13 See Revised Administrative Code, Book V, Title I, Subtitle A, Chapter 7, Sec. 46(b)(22).

14 See Civil Service Commission Resolution No. 99-1936 (1999), Rule IV, Sec. 52(C)(10).

15 Id.

16 Id. Bago v. Feraren, 457 Phil. 363 (2003).

17 On 22 September 2004, we required the parties to manifest if they are willing to submit this case for resolution on the basis of the pleadings filed within ten (10) days from notice. Respondent failed to comply with this directive.
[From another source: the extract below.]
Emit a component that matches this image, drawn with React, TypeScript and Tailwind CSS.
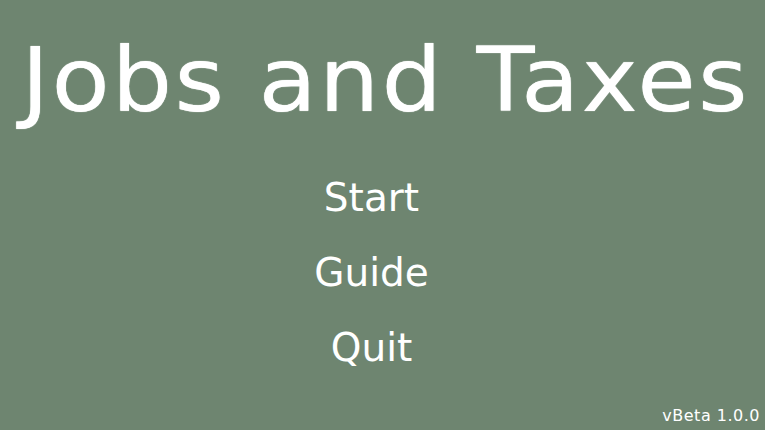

Hence, in our 6 July 2005 Resolution, we required her to show cause why she should not be dealt with or held in contempt for failure to comply with the 22 September 2004 Resolution, and to comply by submitting the said manifestation within ten (10) days from notice. Again, respondent failed to obey. Thus, on 8 February 2006, this Court imposed on respondent a fine in the amount of P1,000.00 and again required her to comply with the 22 September 2004 Resolution by filing the required manifestation. As of 18 September 2006, respondent still has not paid the fine imposed on her nor has she filed the required manifestation. While her failure to pay the fine is excused by the fact that the copy of the 8 February 2006 Resolution meant for respondent was returned unserved, there is no excuse for her failure to submit the required manifestation.